2008 is shaping up to be a milestone year for CMR with the expected shift from pure exploration to production.
To achieve this objective, it has been necessary for the Company to secure financing to develop its Colombian
assets. The Company announced in January that it had secured up to US$15 million project finance under a pre-
payment agreement (the 'Agreement') under which CMR is obliged to deliver gold (or the cash equivalent of such
gold) over a set period of time following the commencement of each mine.
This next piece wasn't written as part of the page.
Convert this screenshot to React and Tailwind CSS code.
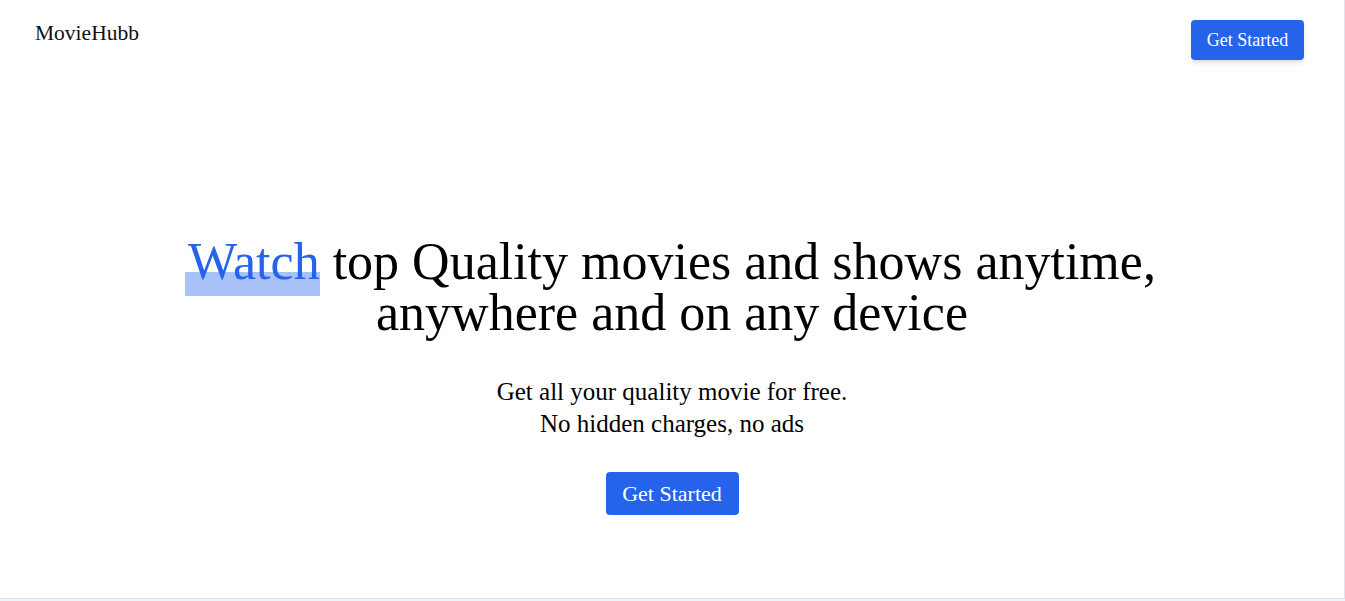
import React from "react";

export default function App() {
  const serif = { fontFamily: '"Liberation Serif", "DejaVu Serif", serif' };
  return (
    <div className="w-[1345px] bg-[#eef4fc]" style={serif}>
      <div className="h-[599px] bg-white border-r border-b border-[#dfe3ea] flex flex-col">
        <header className="flex items-start justify-between pl-[35px] pr-[40px] pt-[20px]">
          <div className="text-[21.5px] leading-[26px] text-[#111]">MovieHubb</div>
          <button className="h-[40px] w-[113px] rounded-[4px] bg-[#2563eb] text-white text-[18px] shadow-md">
            Get Started
          </button>
        </header>
        <main className="flex flex-col items-center mt-[176px]">
          <h1 className="text-center text-[52px] leading-[51px] text-black">
            <span className="relative inline-block">
              <span className="absolute -left-[3px] right-0 top-[36px] h-[24px] bg-[#2563eb]/40"></span>
              <span className="relative text-[#2563eb]">Watch</span>
            </span>{" "}
            top Quality movies and shows anytime,
            <br />
            anywhere and on any device
          </h1>
          <p className="mt-[38px] text-center text-[25px] leading-[32px] text-black">
            Get all your quality movie for free.
            <br />
            No hidden charges, no ads
          </p>
          <button className="mt-[32px] h-[43px] w-[133px] rounded-[4px] bg-[#2563eb] text-white text-[22px]">
            Get Started
          </button>
        </main>
      </div>
      <div className="h-[2px]"></div>
    </div>
  );
}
The first tranche of US$5.5 million of the project finance was called by the Company in January to cover the
funding costs associated with bringing the Quintana gold mine into production. These funds have been put
towards the commencement of site preparation, mine infrastructure development and the construction of the
processing plant. Once in production, it is estimated that the mine will be producing at an initial rate of
~15,200 ozs of gold and 6,000 ozs of silver per annum. Drilling, which is currently underway, may lead to
further resources being defined with a commensurate increase in the mining production rate.
The remaining two prepayments, totalling US$9.5 million, will become available to CMR once it has successfully
completed feasibility studies on two of the further gold mine projects, which it currently holds under option
in Colombia.
In Peru, the Company has completed an in-house feasibility study on the Rasuhuilca silver-gold project, which
has concluded that it has the potential to yield 1,000,000 oz silver and 15,000 oz of gold over a five year
initial mine life. The study has indicated that Rasuhuilca could generate, at the spot metal prices used at
the time of the study (US$14.50/oz silver, US$900/oz gold) after tax profits of approximately US$9 million.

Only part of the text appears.